POPE Francis is considering shutting down the 163 parishes in the Catholic Diocese of Ahiara in Imo State in response to the protracted crisis generated by appointment of Peter Okpalaeke as the local bishop.


Bishop Okpalaeke’s appointment four years ago after the demise of Bishop Victor Chikwe has been vehemently resisted by reverend fathers of Mbaise extraction and the laity, leading to a stalemate in the diocese. Due to the impasse, the Ahiara Cathedral and the bishop’s court have remained under lock and key with nobody to administer Holy Communion ever since.


Local priests believe that the bishop should be someone of Mbaise extraction and have vowed not to work with Bishop Chikwe. One key figure at the Catholic Secretariat of Nigeria (CSN) revealed that the pope would be left with no choice than to wield the big sticks if the stalemate continues.
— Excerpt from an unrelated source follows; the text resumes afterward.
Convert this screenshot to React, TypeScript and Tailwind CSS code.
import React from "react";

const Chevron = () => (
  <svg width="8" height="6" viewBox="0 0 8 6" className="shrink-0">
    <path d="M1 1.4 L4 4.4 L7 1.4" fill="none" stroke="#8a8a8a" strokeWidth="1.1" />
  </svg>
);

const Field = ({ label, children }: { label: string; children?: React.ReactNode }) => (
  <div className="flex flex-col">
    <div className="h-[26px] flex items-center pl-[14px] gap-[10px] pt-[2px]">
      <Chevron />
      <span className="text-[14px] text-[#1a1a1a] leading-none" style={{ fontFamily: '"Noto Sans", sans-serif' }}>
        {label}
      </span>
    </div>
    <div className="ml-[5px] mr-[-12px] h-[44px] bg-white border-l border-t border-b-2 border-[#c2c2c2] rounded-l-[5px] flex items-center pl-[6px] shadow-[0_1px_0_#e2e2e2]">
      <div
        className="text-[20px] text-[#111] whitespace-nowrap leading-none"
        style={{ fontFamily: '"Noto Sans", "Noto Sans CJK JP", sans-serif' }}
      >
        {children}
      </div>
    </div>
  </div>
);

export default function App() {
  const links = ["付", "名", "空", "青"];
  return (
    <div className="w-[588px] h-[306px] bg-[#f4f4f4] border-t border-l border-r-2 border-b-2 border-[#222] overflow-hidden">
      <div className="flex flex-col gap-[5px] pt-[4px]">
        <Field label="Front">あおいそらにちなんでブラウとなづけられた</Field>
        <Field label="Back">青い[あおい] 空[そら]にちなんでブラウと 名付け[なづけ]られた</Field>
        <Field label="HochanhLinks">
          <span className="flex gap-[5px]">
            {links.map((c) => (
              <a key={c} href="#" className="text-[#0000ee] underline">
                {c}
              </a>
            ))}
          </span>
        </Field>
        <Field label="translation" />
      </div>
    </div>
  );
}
He added: “What is happening in Ahiara is a great affront unheard of in the history of Catholicism in Nigeria and Africa. Never has the appointment of a bishop been this hotly contested and it is a shame and very embarrassing to the CSN and the pope.”


Furthermore, he added that since the gladiators have indicated they would not back down, the pope might have to close down the 163 parishes in the diocese. This CSN source indicated that some of the recalcitrant priests fuelling opposition to the bishopric appointment may also be de-robed to serve as deterrent to others.
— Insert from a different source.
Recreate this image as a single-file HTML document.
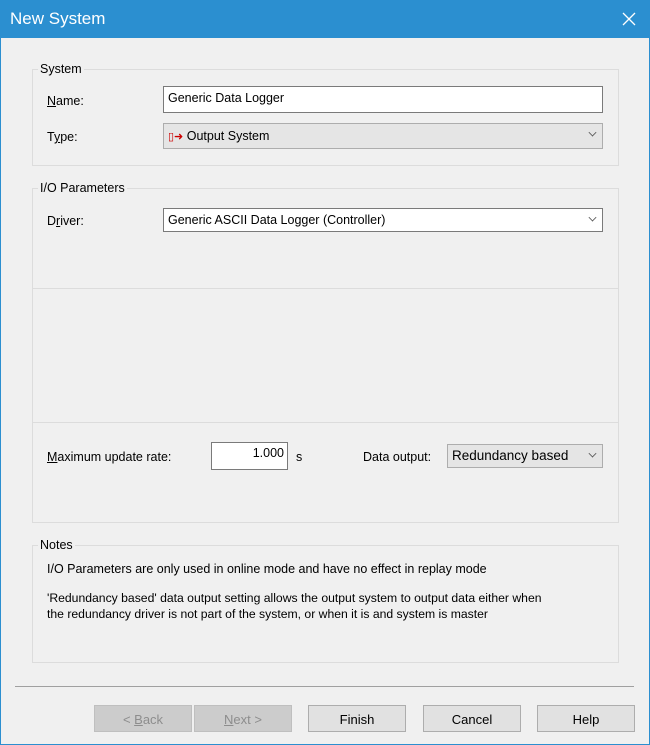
<!DOCTYPE html><html><head><style>
*{margin:0;padding:0;box-sizing:border-box}
body{width:650px;height:745px;background:#f0f0f0;font-family:"Liberation Sans",sans-serif;font-size:12.5px;color:#000;position:relative;overflow:hidden}
.a{position:absolute}
.frame{left:0;top:0;width:650px;height:745px;border:1px solid #2b8fd0}
.title{left:0;top:0;width:650px;height:38px;background:#2b8fd0;color:#fff;font-size:17px;padding:9px 0 0 10px}
.g{border:1px solid #dcdcdc}
.lbl{background:#f0f0f0;padding:0 2px}
.in{background:#fff;border:1px solid #7a7a7a;padding:4px 4px}
.cb{background:#e5e5e5;border:1px solid #adadad;padding:5px 4px}
.arr{position:absolute;right:6px;top:5px;width:7px;height:7px;border-right:1px solid #555;border-bottom:1px solid #555;transform:rotate(45deg) scale(.8)}
.btn{border:1px solid #adadad;background:#e1e1e1;text-align:center;padding-top:6px;height:27px;width:98px;top:705px;font-size:13px}
.dis{background:#cccccc;border-color:#bfbfbf;color:#8d8d8d}
u{text-decoration:underline}
</style></head><body>
<div class="a frame"></div>
<div class="a title">New System</div>
<svg class="a" style="left:622px;top:12px" width="14" height="14"><path d="M1 1L13 13M13 1L1 13" stroke="#fff" stroke-width="1.3"/></svg>
<div class="a g" style="left:32px;top:69px;width:587px;height:97px"></div>
<div class="a lbl" style="left:38px;top:62px">System</div>
<div class="a" style="left:47px;top:94px"><u>N</u>ame:</div>
<div class="a in" style="left:163px;top:86px;width:440px;height:27px">Generic Data Logger</div>
<div class="a" style="left:47px;top:130px">T<u>y</u>pe:</div>
<div class="a cb" style="left:163px;top:123px;width:440px;height:26px"><span style="color:#c00;font-size:11px">▯➜</span> Output System<div class="arr"></div></div>
<div class="a g" style="left:32px;top:188px;width:587px;height:335px"></div>
<div class="a" style="left:33px;top:288px;width:585px;border-top:1px solid #dcdcdc"></div>
<div class="a" style="left:33px;top:422px;width:585px;border-top:1px solid #dcdcdc"></div>
<div class="a lbl" style="left:38px;top:181px">I/O Parameters</div>
<div class="a" style="left:47px;top:214px">D<u>r</u>iver:</div>
<div class="a in" style="left:163px;top:208px;width:440px;height:24px;padding-top:4px">Generic ASCII Data Logger (Controller)<div class="arr"></div></div>
<div class="a" style="left:47px;top:450px"><u>M</u>aximum update rate:</div>
<div class="a in" style="left:211px;top:442px;width:77px;height:28px;text-align:right;padding:3px 3px">1.000</div>
<div class="a" style="left:296px;top:450px">s</div>
<div class="a" style="left:363px;top:450px">Data output:</div>
<div class="a cb" style="left:447px;top:444px;width:156px;height:24px;padding-top:3px;font-size:13.5px">Redundancy based<div class="arr"></div></div>
<div class="a g" style="left:32px;top:545px;width:587px;height:118px"></div>
<div class="a lbl" style="left:38px;top:538px">Notes</div>
<div class="a" style="left:47px;top:562px">I/O Parameters are only used in online mode and have no effect in replay mode</div>
<div class="a" style="left:47px;top:590px;line-height:16px;width:580px;font-size:12.2px;white-space:nowrap">'Redundancy based' data output setting allows the output system to output data either when<br>the redundancy driver is not part of the system, or when it is and system is master</div>
<div class="a" style="left:15px;top:686px;width:619px;border-top:1px solid #a0a0a0"></div>
<div class="a btn dis" style="left:94px">&lt; <u>B</u>ack</div>
<div class="a btn dis" style="left:194px"><u>N</u>ext &gt;</div>
<div class="a btn" style="left:308px">Finish</div>
<div class="a btn" style="left:423px">Cancel</div>
<div class="a btn" style="left:537px">Help</div>
</body></html>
“If you consider how much patience the pope has displayed, you will agree that it won’t be out of place for him to act now. Any moment from now, he may announce the parishes are no longer under the Vatican and in that instance, they can get somewhere else to go.


“The pope is the final authority of the church and nothing will make him go back to primordial ethnic sentiments,” the source added.


Despite this, the embattled Bishop Okpalaeke declared yesterday that he is unperturbed by opposition to his appointment. He declared he was awaiting his installation despite protests from priests of Ahiara extraction.


Bishop Okpalaeke added: “What they are saying is foreign to my vocation. My vocation comes from God, declared by the church.


“I have been living my life as a fulfilled priest. Wherever I found myself as a priest, surely I will see God on the last day, that is my mission.”


Although the opposing priests have all written the letter of apology as demanded by Pope Francis as a punishment for resisting the authority of the church, checks revealed they have decided to operate from the sidelines while urging on laity leaders to continue with the struggle. Chief Gerald Anyanwu, the president of the Ahiara Diocesan Catholic Men Organisation, said the diocese is not rebelling against the pope but demanding justice and equity.

Chief Anyawu added: “We are not questioning the decision of the pope but we will not accept Okpalaeke as bishop. The process of his appointment did not follow laid down procedures for the appointment of bishops."


Another member of the laity, Sir Sebastian Eke, said: “Our position is justice. We don’t see any reason why somebody from this diocese or any other diocese from Imo State cannot be appointed as the Bishop of Ahiara Diocese."